Naturalmente la storia anche recente e le condotte, amaramente ancora in fieri, hanno palesato e tutt’ora palesano come l’humus cui sopra ho fatto cenno, non di rado, sia artatamente alimentato al fine di perseguire interessi e disegni non casuali.

Circostanza e condizione cui, probabilmente, intese riferirsi Albert Einstein quando, argomentando sulla tematica in questione, ebbe a sostenere “Poche sono le persone che vedono con i loro occhi e pensano con la loro testa”.

La diversità, dunque, il pregiudizio e la paura che essa suscita sono i temi sui quali è indispensabile riflettere e dei quali è, altresì, essenziale e mai procrastinabile prendere atto, raccogliendo il monito di John Stuart Mill, secondo il quale “Gli uomini perdono rapidamente la capacità di concepire la diversità, se per qualche tempo si sono disabituati a vederla”.

Orbene, avviandomi a concludere queste mie riflessioni circa un argomento così rilevante e che merita estrema attenzione, credo di poter affermare, senza tema di smentita, che la discriminazione sia una grave patologia sociale alla quale dobbiamo porre rimedio mediante un costante modo di agire, che divenga una militanza contro una simile ed insensata forma di ignoranza e di paura.

Del resto già circa duemilacinquecento anni fa Confucio ebbe ad osservare che: “Tra le persone veramente colte non c’è discriminazione.”

L’auspicio, pertanto, è quello di vedere crescere la cultura nella sua accezione più ampia ed estensiva attraverso la quale, oltre a raccogliere e recepire l’enorme quantità di informazioni che nella nostra era ci vengono messe a disposizione, si possa, una buona volta, riuscire a comprendere che la diversità è una ricchezza e che la sua accettazione e comprensione diviene un arricchimento.

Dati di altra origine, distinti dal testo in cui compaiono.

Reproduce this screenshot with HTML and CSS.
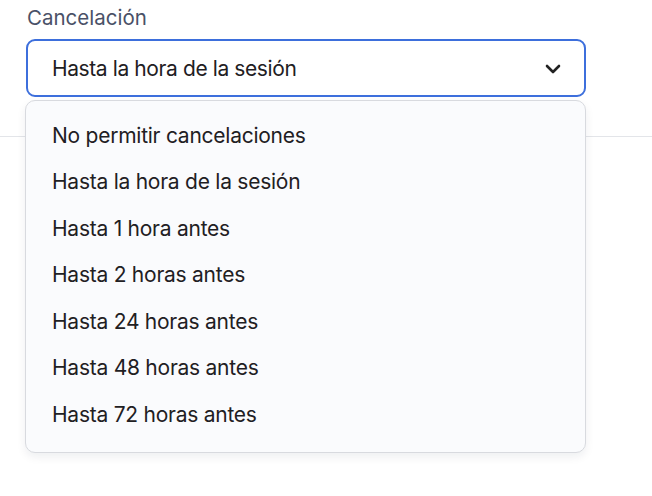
FILE: index.html
```html
<!DOCTYPE html>
<html lang="es">
<head>
<meta charset="utf-8">
<title>Cancelación</title>
<link rel="stylesheet" href="styles.css">
</head>
<body>
<div class="page">
  <div class="field">
    <label class="label">Cancelación</label>
    <div class="select">
      <span class="select-value">Hasta la hora de la sesión</span>
      <svg class="chevron" width="16" height="10" viewBox="0 0 16 10"><path d="M2 2 L8 8 L14 2" fill="none" stroke="#222" stroke-width="2.6" stroke-linecap="round" stroke-linejoin="round"/></svg>
    </div>
    <ul class="menu">
      <li class="option">No permitir cancelaciones</li>
      <li class="option">Hasta la hora de la sesión</li>
      <li class="option">Hasta 1 hora antes</li>
      <li class="option">Hasta 2 horas antes</li>
      <li class="option">Hasta 24 horas antes</li>
      <li class="option">Hasta 48 horas antes</li>
      <li class="option">Hasta 72 horas antes</li>
    </ul>
  </div>
  <div class="divider"></div>
</div>
</body>
</html>
```

FILE: styles.css
```css
* { box-sizing: border-box; }
html, body { margin: 0; padding: 0; background: #ffffff; }
body {
  font-family: Inter, "Noto Sans", sans-serif;
  color: #222326;
  width: 652px;
  height: 496px;
  overflow: hidden;
}
.page { position: relative; }
.field {
  position: relative;
  padding: 5px 66px 0 26px;
}
.label {
  display: block;
  font-size: 20.5px;
  line-height: 26px;
  color: #4a5167;
  padding-left: 1px;
  letter-spacing: 0;
  margin-bottom: 8px;
}
.select {
  height: 58px;
  border: 2px solid #3d6fdc;
  border-radius: 9px;
  display: flex;
  align-items: center;
  justify-content: space-between;
  padding: 0 23px 0 24px;
}
.select-value {
  font-size: 21px;
  letter-spacing: -0.4px;
  color: #1f2023;
}
.chevron { display: block; margin-top: 1px; }
.divider {
  margin-top: 39px;
  border-top: 1px solid #e3e5e9;
}
.menu {
  position: absolute;
  top: 100px;
  left: 25px;
  width: 561px;
  height: 353px;
  margin: 0;
  padding: 11px 0 0 0;
  list-style: none;
  background: #fafbfd;
  border: 1px solid #d8dadf;
  border-radius: 10px;
  box-shadow: 0 4px 10px rgba(20, 30, 50, 0.07);
}
.option {
  height: 46.5px;
  display: flex;
  align-items: center;
  padding-left: 26px;
  font-size: 21px;
  letter-spacing: -0.25px;
  color: #1f2023;
}
```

Affido la conclusione di questo lavoro ad un’esternazione, che mi ha molto colpito, che ancora oggi resta attuale e che funge sia da monito che da incitazione, la pronunciò il Dott. Martin Luther King, il quale constatò: “Abbiamo imparato a volare come gli uccelli, a nuotare come i pesci, ma non abbiamo imparato l’arte di vivere come fratelli”.